| Task goal |
Repeat the material verbatim. Images are excluded from the copy.

| Dataset excerpt |
· · · · · · ·
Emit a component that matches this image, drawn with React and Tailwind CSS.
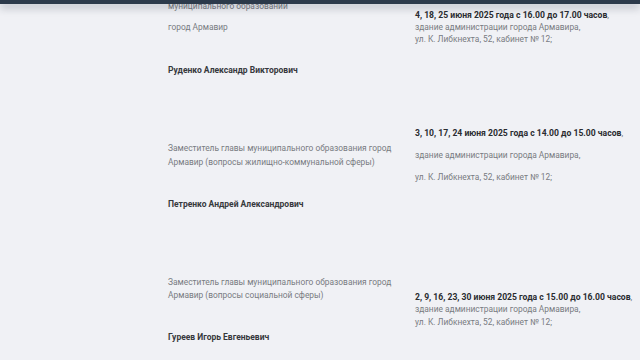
import React from 'react'

const rows = [
  {
    h: 'h-[126px]',
    leftPad: 'pt-0',
    rightPad: 'pt-[9px]',
    post: ['муниципального образовании', 'город Армавир'],
    postClass: 'leading-[13px]',
    postGap: 'mt-[8px]',
    name: 'Руденко Александр Викторович',
    nameGap: 'mt-[30px]',
    date: '4, 18, 25 июня 2025 года с 16.00 до 17.00 часов',
    place: ['здание администрации города Армавира,', 'ул. К. Либкнехта, 52, кабинет № 12;'],
    rightLeading: 'leading-[12px]',
    rightGap: 'mt-0',
  },
  {
    h: 'h-[149px]',
    leftPad: 'pt-[15px]',
    rightPad: 'pt-[0.5px]',
    post: ['Заместитель главы муниципального образования город Армавир (вопросы жилищно-коммунальной сферы)'],
    postClass: 'leading-[14px]',
    postGap: 'mt-0',
    name: 'Петренко Андрей Александрович',
    nameGap: 'mt-[29px]',
    date: '3, 10, 17, 24 июня 2025 года с 14.00 до 15.00 часов',
    place: ['здание администрации города Армавира,', 'ул. К. Либкнехта, 52, кабинет № 12;'],
    rightLeading: 'leading-[13px]',
    rightGap: 'mt-[9px]',
  },
  {
    h: 'h-[90px]',
    leftPad: 'pt-[0.5px]',
    rightPad: 'pt-[15.5px]',
    post: ['Заместитель главы муниципального образования город Армавир (вопросы социальной сферы)'],
    postClass: 'leading-[13px]',
    postGap: 'mt-0',
    name: 'Гуреев Игорь Евгеньевич',
    nameGap: 'mt-[29px]',
    date: '2, 9, 16, 23, 30 июня 2025 года с 15.00 до 16.00 часов',
    place: ['здание администрации города Армавира,', 'ул. К. Либкнехта, 52, кабинет № 12;'],
    rightLeading: 'leading-[12.5px]',
    rightGap: 'mt-0',
  },
]

export default function App() {
  return (
    <div className="relative w-[640px] h-[360px] overflow-hidden bg-[#f0f1f5] font-['Roboto',sans-serif] text-[8.4px]">
      {/* fixed site header, scrolled almost out of view */}
      <div className="absolute top-0 left-0 right-0 z-10 h-[4px] bg-[#2c3a4a] shadow-[0_3px_8px_rgba(35,45,60,0.4)]" />

      <div className="pl-[168px]">
        {rows.map((r) => (
          <div key={r.name} className={`grid grid-cols-[247px_225px] ${r.h}`}>
            <div className={r.leftPad}>
              {r.post.map((line, i) => (
                <p
                  key={i}
                  className={`w-[232px] text-[#787b81] ${r.postClass} ${i > 0 ? r.postGap : ''}`}
                >
                  {line}
                </p>
              ))}
              <p className={`leading-[13px] text-[8.5px] font-bold text-[#36383c] ${r.nameGap}`}>{r.name}</p>
            </div>
            <div className={`${r.rightPad} whitespace-nowrap`}>
              <p className={r.rightLeading}>
                <span className="font-bold text-[8.6px] text-[#2a2c30]">{r.date}</span>
                <span className="text-[#787b81]">,</span>
              </p>
              {r.place.map((line, i) => (
                <p key={i} className={`text-[#787b81] ${r.rightLeading} ${r.rightGap}`}>
                  {line}
                </p>
              ))}
            </div>
          </div>
        ))}
      </div>
    </div>
  )
}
· · · · · · ·
| Exercise solution |
Emit a component that matches this image, drawn with React and Tailwind CSS.
import React from 'react'

const rows = [
  {
    h: 'h-[126px]',
    leftPad: 'pt-0',
    rightPad: 'pt-[9px]',
    post: ['муниципального образовании', 'город Армавир'],
    postClass: 'leading-[13px]',
    postGap: 'mt-[8px]',
    name: 'Руденко Александр Викторович',
    nameGap: 'mt-[30px]',
    date: '4, 18, 25 июня 2025 года с 16.00 до 17.00 часов',
    place: ['здание администрации города Армавира,', 'ул. К. Либкнехта, 52, кабинет № 12;'],
    rightLeading: 'leading-[12px]',
    rightGap: 'mt-0',
  },
  {
    h: 'h-[149px]',
    leftPad: 'pt-[15px]',
    rightPad: 'pt-[0.5px]',
    post: ['Заместитель главы муниципального образования город Армавир (вопросы жилищно-коммунальной сферы)'],
    postClass: 'leading-[14px]',
    postGap: 'mt-0',
    name: 'Петренко Андрей Александрович',
    nameGap: 'mt-[29px]',
    date: '3, 10, 17, 24 июня 2025 года с 14.00 до 15.00 часов',
    place: ['здание администрации города Армавира,', 'ул. К. Либкнехта, 52, кабинет № 12;'],
    rightLeading: 'leading-[13px]',
    rightGap: 'mt-[9px]',
  },
  {
    h: 'h-[90px]',
    leftPad: 'pt-[0.5px]',
    rightPad: 'pt-[15.5px]',
    post: ['Заместитель главы муниципального образования город Армавир (вопросы социальной сферы)'],
    postClass: 'leading-[13px]',
    postGap: 'mt-0',
    name: 'Гуреев Игорь Евгеньевич',
    nameGap: 'mt-[29px]',
    date: '2, 9, 16, 23, 30 июня 2025 года с 15.00 до 16.00 часов',
    place: ['здание администрации города Армавира,', 'ул. К. Либкнехта, 52, кабинет № 12;'],
    rightLeading: 'leading-[12.5px]',
    rightGap: 'mt-0',
  },
]

export default function App() {
  return (
    <div className="relative w-[640px] h-[360px] overflow-hidden bg-[#f0f1f5] font-['Roboto',sans-serif] text-[8.4px]">
      {/* fixed site header, scrolled almost out of view */}
      <div className="absolute top-0 left-0 right-0 z-10 h-[4px] bg-[#2c3a4a] shadow-[0_3px_8px_rgba(35,45,60,0.4)]" />

      <div className="pl-[168px]">
        {rows.map((r) => (
          <div key={r.name} className={`grid grid-cols-[247px_225px] ${r.h}`}>
            <div className={r.leftPad}>
              {r.post.map((line, i) => (
                <p
                  key={i}
                  className={`w-[232px] text-[#787b81] ${r.postClass} ${i > 0 ? r.postGap : ''}`}
                >
                  {line}
                </p>
              ))}
              <p className={`leading-[13px] text-[8.5px] font-bold text-[#36383c] ${r.nameGap}`}>{r.name}</p>
            </div>
            <div className={`${r.rightPad} whitespace-nowrap`}>
              <p className={r.rightLeading}>
                <span className="font-bold text-[8.6px] text-[#2a2c30]">{r.date}</span>
                <span className="text-[#787b81]">,</span>
              </p>
              {r.place.map((line, i) => (
                <p key={i} className={`text-[#787b81] ${r.rightLeading} ${r.rightGap}`}>
                  {line}
                </p>
              ))}
            </div>
          </div>
        ))}
      </div>
    </div>
  )
}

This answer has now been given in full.